:: RECORDS SUPPLIED ::
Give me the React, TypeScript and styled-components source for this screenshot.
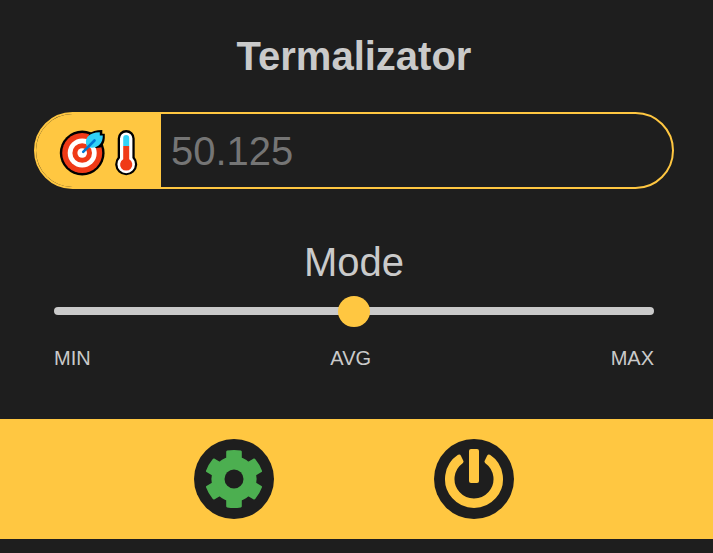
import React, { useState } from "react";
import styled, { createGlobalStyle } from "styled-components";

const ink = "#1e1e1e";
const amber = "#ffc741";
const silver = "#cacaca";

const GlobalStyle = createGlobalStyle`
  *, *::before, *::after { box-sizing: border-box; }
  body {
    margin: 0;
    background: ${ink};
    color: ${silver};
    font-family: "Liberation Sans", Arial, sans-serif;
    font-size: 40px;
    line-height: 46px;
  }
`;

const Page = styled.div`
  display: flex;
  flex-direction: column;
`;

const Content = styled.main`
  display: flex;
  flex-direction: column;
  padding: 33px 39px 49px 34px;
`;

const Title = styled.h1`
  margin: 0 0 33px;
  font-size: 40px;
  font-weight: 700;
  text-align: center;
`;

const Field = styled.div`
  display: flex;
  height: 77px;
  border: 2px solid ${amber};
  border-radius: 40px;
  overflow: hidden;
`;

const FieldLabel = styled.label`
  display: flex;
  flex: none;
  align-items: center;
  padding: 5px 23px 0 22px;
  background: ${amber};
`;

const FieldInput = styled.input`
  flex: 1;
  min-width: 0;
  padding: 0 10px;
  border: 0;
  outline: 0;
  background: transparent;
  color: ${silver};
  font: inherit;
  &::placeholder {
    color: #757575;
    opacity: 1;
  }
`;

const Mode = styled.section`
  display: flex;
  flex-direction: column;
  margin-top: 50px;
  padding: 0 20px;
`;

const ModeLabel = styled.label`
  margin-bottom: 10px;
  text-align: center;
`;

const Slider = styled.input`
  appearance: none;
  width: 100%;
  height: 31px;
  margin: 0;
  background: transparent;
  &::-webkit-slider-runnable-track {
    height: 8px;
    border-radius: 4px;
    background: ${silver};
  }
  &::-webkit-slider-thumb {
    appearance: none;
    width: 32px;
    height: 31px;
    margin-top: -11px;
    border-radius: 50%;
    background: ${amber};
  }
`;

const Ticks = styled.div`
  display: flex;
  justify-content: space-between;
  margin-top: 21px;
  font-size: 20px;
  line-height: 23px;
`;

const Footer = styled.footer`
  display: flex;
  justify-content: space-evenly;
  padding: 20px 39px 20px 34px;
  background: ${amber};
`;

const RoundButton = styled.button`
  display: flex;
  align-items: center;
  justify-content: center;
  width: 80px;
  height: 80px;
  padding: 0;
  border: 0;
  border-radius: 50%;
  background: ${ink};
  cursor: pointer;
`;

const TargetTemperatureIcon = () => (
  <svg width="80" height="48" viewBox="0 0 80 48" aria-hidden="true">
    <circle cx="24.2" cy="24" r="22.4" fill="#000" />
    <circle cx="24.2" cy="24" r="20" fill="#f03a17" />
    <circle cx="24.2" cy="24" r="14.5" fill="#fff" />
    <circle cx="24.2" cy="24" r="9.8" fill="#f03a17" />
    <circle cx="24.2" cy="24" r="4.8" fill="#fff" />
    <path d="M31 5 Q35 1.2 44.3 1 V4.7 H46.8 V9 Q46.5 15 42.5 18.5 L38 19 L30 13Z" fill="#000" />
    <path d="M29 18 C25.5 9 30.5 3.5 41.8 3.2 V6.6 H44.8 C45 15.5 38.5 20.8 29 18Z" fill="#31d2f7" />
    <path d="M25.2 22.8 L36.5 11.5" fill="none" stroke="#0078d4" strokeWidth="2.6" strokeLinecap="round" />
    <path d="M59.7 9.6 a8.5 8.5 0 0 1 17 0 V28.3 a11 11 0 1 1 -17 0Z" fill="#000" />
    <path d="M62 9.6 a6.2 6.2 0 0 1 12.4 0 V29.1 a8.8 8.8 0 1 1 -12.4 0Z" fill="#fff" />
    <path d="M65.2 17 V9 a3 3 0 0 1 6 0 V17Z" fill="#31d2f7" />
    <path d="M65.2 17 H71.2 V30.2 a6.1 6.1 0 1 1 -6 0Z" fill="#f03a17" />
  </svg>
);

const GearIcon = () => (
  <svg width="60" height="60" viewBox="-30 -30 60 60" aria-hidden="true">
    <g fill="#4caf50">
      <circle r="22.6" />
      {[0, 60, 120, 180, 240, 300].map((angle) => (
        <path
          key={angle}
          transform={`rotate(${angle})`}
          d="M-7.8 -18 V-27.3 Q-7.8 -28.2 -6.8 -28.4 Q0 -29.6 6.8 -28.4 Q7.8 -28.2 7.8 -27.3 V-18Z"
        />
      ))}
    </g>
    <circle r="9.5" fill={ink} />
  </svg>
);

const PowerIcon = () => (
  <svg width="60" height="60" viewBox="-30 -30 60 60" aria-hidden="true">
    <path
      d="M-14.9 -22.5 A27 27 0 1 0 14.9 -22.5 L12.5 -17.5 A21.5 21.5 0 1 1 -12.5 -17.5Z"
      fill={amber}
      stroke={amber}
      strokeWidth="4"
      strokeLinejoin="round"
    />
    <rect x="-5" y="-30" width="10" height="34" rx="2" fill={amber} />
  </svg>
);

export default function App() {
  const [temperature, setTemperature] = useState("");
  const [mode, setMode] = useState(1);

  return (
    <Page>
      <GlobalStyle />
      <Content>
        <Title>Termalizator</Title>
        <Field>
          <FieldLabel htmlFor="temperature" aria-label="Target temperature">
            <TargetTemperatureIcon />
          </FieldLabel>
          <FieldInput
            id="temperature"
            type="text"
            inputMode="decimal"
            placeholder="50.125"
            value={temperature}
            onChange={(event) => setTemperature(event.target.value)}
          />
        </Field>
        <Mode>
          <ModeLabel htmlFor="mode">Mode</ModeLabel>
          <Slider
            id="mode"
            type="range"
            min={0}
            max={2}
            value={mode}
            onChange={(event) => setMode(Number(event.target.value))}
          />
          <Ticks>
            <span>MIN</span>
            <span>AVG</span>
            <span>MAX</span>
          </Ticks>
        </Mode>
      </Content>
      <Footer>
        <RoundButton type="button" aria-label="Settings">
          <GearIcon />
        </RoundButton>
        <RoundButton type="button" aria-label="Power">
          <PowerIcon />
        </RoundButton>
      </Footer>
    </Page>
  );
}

--

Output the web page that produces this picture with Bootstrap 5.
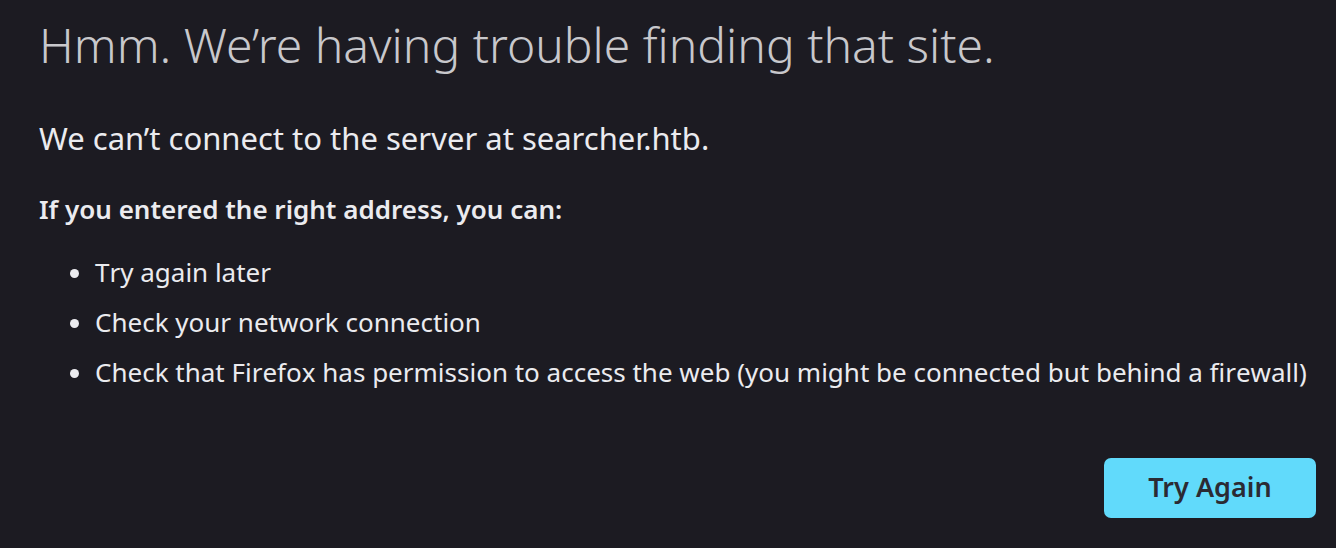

:: OBJECTIVE ::
List the lines of the records where "components" occurs.

:: COMPLETE ANSWER ::
Give me the React, TypeScript and styled-components source for this screenshot.
import styled, { createGlobalStyle } from "styled-components";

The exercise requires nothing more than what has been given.